I could do some sort of post processing where I take the interleaved indexes, and use that to build 1 interleaved VBO containing all the information I need. If that is the accepted way of doing it, then ok, but I wanted to try to save myself the step if possible.

If I’m not mistaken, that’s not possible. If you’re using a model format (like OBJ) that uses interleaved or separate indices, you’ll need to preprocess the data for use with OpenGL. This was recently discussed here.

OpenGL and OBJ files use indices for different purposes. OBJ files use indices solely to save space by eliminating duplicate attributes, which is why you have separate indices for each attribute. A cube with simple texturing would only need 8 vertex positions, 4 texture coordinates and 6 normals for example, which saves memory. If you were to store each position/texcoord/normal combination, you’d need 24 of them, so it saves a lot of space.

On the other hand, the primary goal of OpenGL’s indexed rendering is NOT to save storage but to avoid redundant processing. This is done by having a post-transform vertex cache that allows vertices to be reused without having to be processed again as long as they’re in the cache. Since GPUs are only capable of rasterizing triangles, this is very useful when drawing the quads our example cube is made of. Each face is essentially a quad, so without this vertex cache, you’d have to have process 6 vertices to form 2 triangles, but with the vertex cache the two shared vertices are only processed once, reducing that to 4, saving 33% of the work.

The vertex cache works on the assumption that a vertex shader will always produce the same result when it is run with identical input. This is why indexed rendering only supports one index, which is used to get all vertex attributes from VBOs. The GPU hardware can simply check if the cache contains the post-transform data of a given index, and if it does it can skip the vertex shader. If each attribute had its own index, the complexity of this cache would increase a lot, as ALL attribute indices would have to match. It’s no longer a simple integer comparison, but a comparison between N integers. The hardware simply does not support that.

That being said, it is possible to emulate what you want to do. It’s possible to store the attribute indices in a normal VBO and store the attribute data in TBO (texture buffer objects). That way, the vertex shader can use the index provided to read vertex attributes from the attribute TBOs. Since TBOs are essentially VBOs you can randomly access using texture reads, you can emulate the .OBJ index system if you want. I seriously doubt that it’d be a good idea when it comes to performance and implementation complexity though. It’s simply not worth the extra job and memory saved.

Great, thanks for finally putting my mind to rest. Ok, so Pre-processing my data into an interleaved VBO seems strait forward enough. I will attempt to implement this tonight and see how it works (update soon as I am done)

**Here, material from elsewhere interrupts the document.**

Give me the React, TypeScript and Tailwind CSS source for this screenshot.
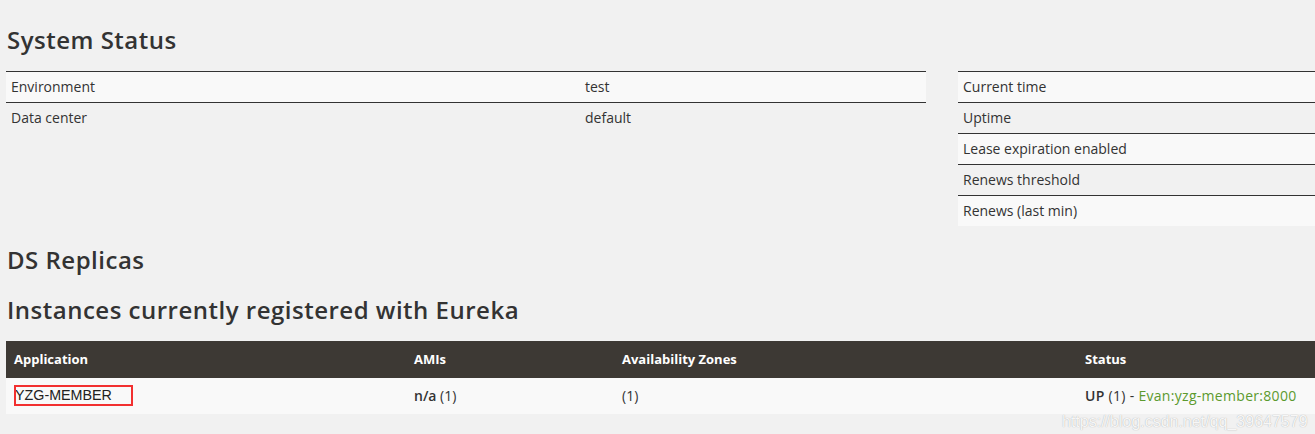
const body = "font-['Open_Sans',sans-serif]"
const heading = 'pl-[1px] text-[24px] font-semibold leading-[24px] tracking-[0.5px] text-[#333]'

function KvRow({ label, value, shaded }: { label: string; value?: string; shaded?: boolean }) {
  return (
    <div className={`flex h-[31px] items-center border-t border-[#333] pb-[2px] text-[14px] text-[#333] ${shaded ? 'bg-[#f9f9f9]' : ''}`}>
      <div className="w-[574px] shrink-0 pl-[5px]">{label}</div>
      {value !== undefined && <div className="pl-[5px]">{value}</div>}
    </div>
  )
}

export default function App() {
  return (
    <div className={`relative min-h-screen overflow-hidden bg-[#f1f1f1] pl-[6px] ${body}`}>
      <h2 className={`pt-[28px] ${heading}`}>System Status</h2>

      <div className="mt-[19px] flex gap-[32px]">
        <div className="w-[920px] shrink-0">
          <KvRow label="Environment" value="test" shaded />
          <KvRow label="Data center" value="default" />
        </div>
        <div className="min-w-0 flex-1">
          <KvRow label="Current time" shaded />
          <KvRow label="Uptime" />
          <KvRow label="Lease expiration enabled" shaded />
          <KvRow label="Renews threshold" />
          <KvRow label="Renews (last min)" shaded />
        </div>
      </div>

      <h2 className={`mt-[22px] ${heading}`}>DS Replicas</h2>
      <h2 className={`mt-[26px] ${heading}`}>Instances currently registered with Eureka</h2>

      <div className="mt-[19px]">
        <div className="flex h-[37px] items-center bg-[#3d3934] text-[13px] font-bold text-white">
          <div className="w-[400px] shrink-0 pl-[8px]">Application</div>
          <div className="w-[208px] shrink-0 pl-[8px]">AMIs</div>
          <div className="w-[463px] shrink-0 pl-[8px]">Availability Zones</div>
          <div className="pl-[8px]">Status</div>
        </div>
        <div className="flex h-[36px] items-center bg-[#f9f9f9] pb-[2px] text-[14px] text-[#333]">
          <div className="relative w-[400px] shrink-0 pl-[9px]">
            <span className="font-['Liberation_Sans',sans-serif] text-[14.3px] text-[#222]">YZG-MEMBER</span>
            <div className="absolute left-[8px] top-[1px] h-[21px] w-[119px] border-2 border-[#f23030]" />
          </div>
          <div className="w-[208px] shrink-0 pl-[8px]">
            <b className="font-semibold">n/a</b> (1)
          </div>
          <div className="w-[463px] shrink-0 pl-[8px]">(1)</div>
          <div className="whitespace-nowrap pl-[8px] tracking-[0.3px]">
            <b className="font-semibold">UP</b> (1) - <span className="text-[#5c9a2e]">Evan:yzg-member:8000</span>
          </div>
        </div>
      </div>

      <div className="absolute left-[1062px] top-[410px] font-['Liberation_Sans',sans-serif] text-[16px] text-white/90 [text-shadow:0_0_1px_rgba(0,0,0,0.35)]">
        https://blog.csdn.net/qq_39647579
      </div>
    </div>
  )
}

how does this work? (code)

I am not sure if I understood any of that. Do you know of any good tutorials or wiki pages that explain this? maybe with code, diagrams, or videos?

There is no code for it. It’s automatic, transparent and done in hardware. There’s actually no guarantee that the GPU you’re running on actually has such a cache, but it’s safe to assume there is one. All you need to know is that when using indexed rendering (as OpenGL defines it) GPUs are able to skip rerunning the vertex shader in many cases.

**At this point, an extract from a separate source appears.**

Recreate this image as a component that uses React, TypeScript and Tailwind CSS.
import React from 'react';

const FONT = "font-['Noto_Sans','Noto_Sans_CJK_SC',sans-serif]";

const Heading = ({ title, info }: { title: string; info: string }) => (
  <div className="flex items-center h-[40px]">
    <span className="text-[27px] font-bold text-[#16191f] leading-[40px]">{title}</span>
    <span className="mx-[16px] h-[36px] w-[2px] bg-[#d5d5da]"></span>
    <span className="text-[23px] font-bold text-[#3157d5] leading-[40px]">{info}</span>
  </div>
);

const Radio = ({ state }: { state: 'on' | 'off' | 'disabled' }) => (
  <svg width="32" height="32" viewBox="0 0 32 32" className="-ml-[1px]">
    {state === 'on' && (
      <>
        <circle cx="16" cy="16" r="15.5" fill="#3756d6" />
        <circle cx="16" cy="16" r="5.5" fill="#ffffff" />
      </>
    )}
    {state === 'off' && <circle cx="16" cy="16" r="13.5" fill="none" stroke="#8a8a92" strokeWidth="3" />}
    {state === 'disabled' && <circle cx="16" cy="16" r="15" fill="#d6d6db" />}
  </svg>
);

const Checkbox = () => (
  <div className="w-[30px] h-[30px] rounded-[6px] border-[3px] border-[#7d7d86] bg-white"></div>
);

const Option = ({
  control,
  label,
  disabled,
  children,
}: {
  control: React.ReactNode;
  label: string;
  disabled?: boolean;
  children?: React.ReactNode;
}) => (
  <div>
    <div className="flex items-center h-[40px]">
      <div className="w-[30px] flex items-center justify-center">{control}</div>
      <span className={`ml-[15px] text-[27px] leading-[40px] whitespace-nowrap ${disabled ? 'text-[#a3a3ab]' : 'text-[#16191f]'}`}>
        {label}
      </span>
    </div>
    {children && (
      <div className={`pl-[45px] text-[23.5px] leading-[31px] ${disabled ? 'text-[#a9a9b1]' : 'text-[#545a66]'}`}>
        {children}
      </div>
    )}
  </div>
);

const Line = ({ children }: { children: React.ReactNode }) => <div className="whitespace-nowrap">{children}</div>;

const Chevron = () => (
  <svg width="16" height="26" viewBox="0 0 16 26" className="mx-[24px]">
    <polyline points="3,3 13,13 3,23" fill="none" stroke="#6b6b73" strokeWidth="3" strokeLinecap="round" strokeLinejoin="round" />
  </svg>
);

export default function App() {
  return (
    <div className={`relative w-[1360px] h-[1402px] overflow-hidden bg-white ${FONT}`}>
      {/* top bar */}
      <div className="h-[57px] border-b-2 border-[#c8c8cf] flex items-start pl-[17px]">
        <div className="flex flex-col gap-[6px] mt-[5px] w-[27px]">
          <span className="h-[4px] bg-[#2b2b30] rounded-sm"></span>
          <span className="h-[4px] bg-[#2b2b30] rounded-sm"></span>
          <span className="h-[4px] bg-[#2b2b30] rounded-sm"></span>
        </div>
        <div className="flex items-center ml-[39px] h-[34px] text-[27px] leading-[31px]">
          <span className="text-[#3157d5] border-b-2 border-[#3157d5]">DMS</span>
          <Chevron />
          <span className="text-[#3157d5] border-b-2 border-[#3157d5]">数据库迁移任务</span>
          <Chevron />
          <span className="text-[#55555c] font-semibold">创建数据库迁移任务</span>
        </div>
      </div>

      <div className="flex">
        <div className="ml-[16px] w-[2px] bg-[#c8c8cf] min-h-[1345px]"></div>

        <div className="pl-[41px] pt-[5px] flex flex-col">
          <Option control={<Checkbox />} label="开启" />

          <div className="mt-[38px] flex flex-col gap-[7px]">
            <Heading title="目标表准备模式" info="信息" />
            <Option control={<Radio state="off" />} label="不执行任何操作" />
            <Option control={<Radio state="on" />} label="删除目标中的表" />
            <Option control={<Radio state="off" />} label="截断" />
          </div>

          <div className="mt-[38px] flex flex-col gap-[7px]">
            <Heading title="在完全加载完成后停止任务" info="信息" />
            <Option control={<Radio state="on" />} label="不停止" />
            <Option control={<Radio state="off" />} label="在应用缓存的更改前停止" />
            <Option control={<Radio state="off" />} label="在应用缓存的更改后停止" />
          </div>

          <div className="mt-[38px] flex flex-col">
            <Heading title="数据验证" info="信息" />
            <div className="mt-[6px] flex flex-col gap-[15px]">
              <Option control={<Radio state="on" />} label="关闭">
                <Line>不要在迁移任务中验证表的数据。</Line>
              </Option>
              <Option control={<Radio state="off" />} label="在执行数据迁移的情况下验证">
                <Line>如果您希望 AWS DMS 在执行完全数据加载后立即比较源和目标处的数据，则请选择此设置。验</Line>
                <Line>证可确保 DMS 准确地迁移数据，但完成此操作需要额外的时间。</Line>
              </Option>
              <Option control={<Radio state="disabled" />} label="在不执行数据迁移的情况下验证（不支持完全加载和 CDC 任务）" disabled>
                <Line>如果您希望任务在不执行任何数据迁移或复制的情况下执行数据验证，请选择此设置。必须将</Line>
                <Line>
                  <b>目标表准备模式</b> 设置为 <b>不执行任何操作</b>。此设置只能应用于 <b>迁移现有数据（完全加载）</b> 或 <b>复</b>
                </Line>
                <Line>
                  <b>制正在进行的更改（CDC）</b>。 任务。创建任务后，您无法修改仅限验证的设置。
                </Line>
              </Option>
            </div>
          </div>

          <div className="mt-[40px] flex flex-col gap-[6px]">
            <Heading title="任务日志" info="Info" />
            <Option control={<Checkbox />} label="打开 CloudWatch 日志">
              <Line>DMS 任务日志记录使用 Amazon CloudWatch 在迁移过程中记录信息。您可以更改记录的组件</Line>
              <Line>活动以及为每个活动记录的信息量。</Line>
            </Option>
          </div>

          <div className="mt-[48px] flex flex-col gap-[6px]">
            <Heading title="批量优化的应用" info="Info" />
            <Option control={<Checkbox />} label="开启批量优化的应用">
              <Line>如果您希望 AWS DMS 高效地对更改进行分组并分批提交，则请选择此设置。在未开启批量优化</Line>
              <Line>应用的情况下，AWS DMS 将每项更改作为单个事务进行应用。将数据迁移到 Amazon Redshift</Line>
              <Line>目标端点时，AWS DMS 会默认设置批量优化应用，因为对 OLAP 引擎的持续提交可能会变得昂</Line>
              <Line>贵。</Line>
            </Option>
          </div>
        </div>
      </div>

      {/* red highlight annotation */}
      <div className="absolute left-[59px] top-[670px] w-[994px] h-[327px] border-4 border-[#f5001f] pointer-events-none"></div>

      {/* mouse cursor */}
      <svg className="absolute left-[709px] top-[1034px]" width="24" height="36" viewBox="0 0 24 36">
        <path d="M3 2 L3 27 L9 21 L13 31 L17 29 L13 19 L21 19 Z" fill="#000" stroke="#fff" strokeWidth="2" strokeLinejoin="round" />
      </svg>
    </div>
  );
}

Here’s the OpenGL.org article on the post-transform cache: https://www.opengl.org/wiki/Post_Transform_Cache.

TL;DR: They wanted to make it simple, so they only support one index per vertex.

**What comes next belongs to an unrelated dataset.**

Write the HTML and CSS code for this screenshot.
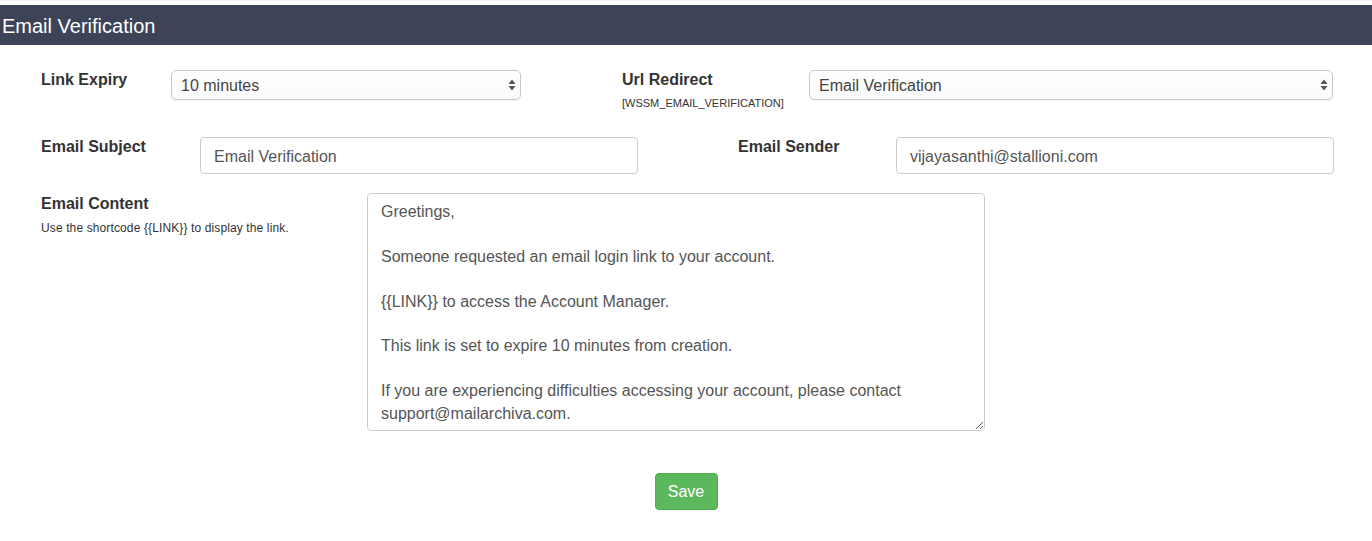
FILE: index.html
```html
<!DOCTYPE html>
<html>
<head>
<meta charset="utf-8">
<link rel="stylesheet" href="styles.css">
</head>
<body>
<div class="topline"></div>
<div class="header">Email Verification</div>
<form class="form">
  <div class="row row1">
    <div class="label lbl-expiry"><b>Link Expiry</b></div>
    <div class="select sel-expiry">
      <span>10 minutes</span>
      <svg class="arrows" width="8" height="12" viewBox="0 0 8 12"><path d="M4 0.5 L7.5 5 H0.5 Z M4 11.5 L7.5 7 H0.5 Z" fill="#555"/></svg>
    </div>
    <div class="label lbl-url"><b>Url Redirect</b><small>[WSSM_EMAIL_VERIFICATION]</small></div>
    <div class="select sel-url">
      <span>Email Verification</span>
      <svg class="arrows" width="8" height="12" viewBox="0 0 8 12"><path d="M4 0.5 L7.5 5 H0.5 Z M4 11.5 L7.5 7 H0.5 Z" fill="#555"/></svg>
    </div>
  </div>
  <div class="row row2">
    <div class="label lbl-subject"><b>Email Subject</b></div>
    <div class="input in-subject">Email Verification</div>
    <div class="label lbl-sender"><b>Email Sender</b></div>
    <div class="input in-sender">vijayasanthi@stallioni.com</div>
  </div>
  <div class="row row3">
    <div class="label lbl-content"><b>Email Content</b><small>Use the shortcode {{LINK}} to display the link.</small></div>
    <textarea class="textarea">Greetings,

Someone requested an email login link to your account.

{{LINK}} to access the Account Manager.

This link is set to expire 10 minutes from creation.

If you are experiencing difficulties accessing your account, please contact support@mailarchiva.com.</textarea>
  </div>
  <div class="actions">
    <button type="button" class="btn-save">Save</button>
  </div>
</form>
</body>
</html>
```
FILE: styles.css
```css
html, body {
  margin: 0;
  padding: 0;
  background: #fff;
  font-family: "Liberation Sans", Arial, sans-serif;
  color: #333;
}
.topline {
  height: 5px;
  background: #fff;
  border-top: 1px solid #f0f0f0;
  box-sizing: border-box;
}
.header {
  height: 40px;
  line-height: 42px;
  background: #3d4457;
  color: #fff;
  font-size: 20px;
  padding-left: 2px;
}
.form {
  padding-left: 41px;
}
.row {
  display: flex;
  align-items: flex-start;
}
.row1 { margin-top: 25px; }
.row2 { margin-top: 27px; }
.row3 { margin-top: 19px; }
.label {
  font-size: 16px;
  line-height: 18px;
  display: flex;
  flex-direction: column;
}
.label b { font-weight: bold; color: #333; }
.label small {
  font-size: 11px;
  line-height: 13px;
  color: #333;
}
.lbl-expiry { width: 130px; padding-top: 1px; }
.lbl-url { width: 187px; margin-left: 101px; padding-top: 1px; }
.lbl-url small { margin-top: 8px; }
.lbl-subject { width: 159px; padding-top: 1px; }
.lbl-sender { width: 158px; margin-left: 100px; padding-top: 1px; }
.lbl-content { width: 326px; padding-top: 2px; }
.lbl-content small { margin-top: 9px; font-size: 12px; letter-spacing: 0.12px; }
.select {
  position: relative;
  height: 30px;
  box-sizing: border-box;
  border: 1px solid #c8c8c8;
  border-radius: 5px;
  background: linear-gradient(#fff, #fafafa);
  font-size: 16px;
  color: #444;
  line-height: 29px;
  padding-left: 9px;
  box-shadow: 0 1px 1px rgba(0,0,0,0.05);
}
.sel-expiry { width: 350px; }
.sel-url { width: 524px; }
.arrows {
  position: absolute;
  right: 4px;
  top: 8px;
}
.input {
  height: 37px;
  box-sizing: border-box;
  border: 1px solid #ccc;
  border-radius: 4px;
  font-size: 16px;
  color: #555;
  line-height: 37px;
  padding-left: 13px;
}
.in-subject { width: 438px; }
.in-sender { width: 438px; }
.textarea {
  width: 618px;
  height: 238px;
  box-sizing: border-box;
  border: 1px solid #ccc;
  border-radius: 4px;
  font-family: "Liberation Sans", Arial, sans-serif;
  font-size: 16px;
  line-height: 22.4px;
  color: #555;
  padding: 7px 13px;
  margin: 0;
  resize: both;
  overflow: hidden;
}
.actions {
  display: flex;
  justify-content: center;
  margin-top: 42px;
  margin-left: -41px;
}
.btn-save {
  width: 63px;
  height: 37px;
  background: #5cb85c;
  border: 1px solid #4cae4c;
  border-radius: 4px;
  color: #fff;
  font-family: "Liberation Sans", Arial, sans-serif;
  font-size: 16px;
  padding: 0;
}
```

It sounds like I may have gone a bit overboard explaining things. What I basically tried to explain with that paragraph was that the hardware developers tried to keep things simple, which is why OpenGL only supports vertex indexing, not attribute indexing like OBJ files have. To give you some Java-like pseudo-code of how the post-transform cache works:

int vertexIndex = getNextVertexIndex();
ResultOfVertexShader result = null;

for(int i = 0; i < postTransformCache.size(); i++){

    if(postTransformCache.get(i).index == vertexIndex){
        result = postTransformCache.get(i).data; //We found it in the cache! Just use it instead!
        break;
    }
}

if(result == null){
    //Not found in cache. Run vertex shader and store the result in the cache.
    result = runVertexShader(getVertexShaderInput(vertexIndex));
    postTransformCache.add(vertexIndex, result); //Ejects an old cache entry if the cache is full
}

This is all implemented in fixed-functionality hardware that’s able to do this extremely quickly. Now, try to figure out how to do this if you have one index per attribute. The problem is that to determine if two vertices are equal, you can no longer simply compare a single vertex index to figure out if the vertices are the same. You need to check if each and every vertex attribute index matches that of the stored cache entry. This’ll be messy, so try to read it through a few times if it’s not clear what’s happening.

int[] attributeIndices = getNextVertexAttributeIndices();
ResultOfVertexShader result = null;

for(int i = 0; i < postTransformCache.size(); i++){

    int[] cacheAttributeIndices = postTransformCache.get(i).getAttributeIndices();

    //Ack! We need to compare every single attribute index with the one stored in the cache!
    boolean equal = true;
    for(int j = 0; j < attributeIndices.length; j++){
        if(attributeIndices[j] != cacheAttributeIndices[j])
            equal = false; //This attribute differed! It's not a match!
            break;
        }
    }

    if(equal){
        result = postTransformCache.get(i).data; //We found it in the cache! Just use it instead!
    }
}

if(result == null){
    //Not found in cache. Run vertex shader and store the result in the cache.
    result = runVertexShader(getVertexAttributes(attributeIndices));
    postTransformCache.add(attributeIndices, result); //Ejects an old cache entry if the cache is full
}

The nested loop in there is much more difficult to implement in hardware than the first one. It’s much easier to compare a fixed single index than to compare a varying number of indices. It’s most likely implemented with Content-addressable memory so that it can instantly find if the vertex is already cached.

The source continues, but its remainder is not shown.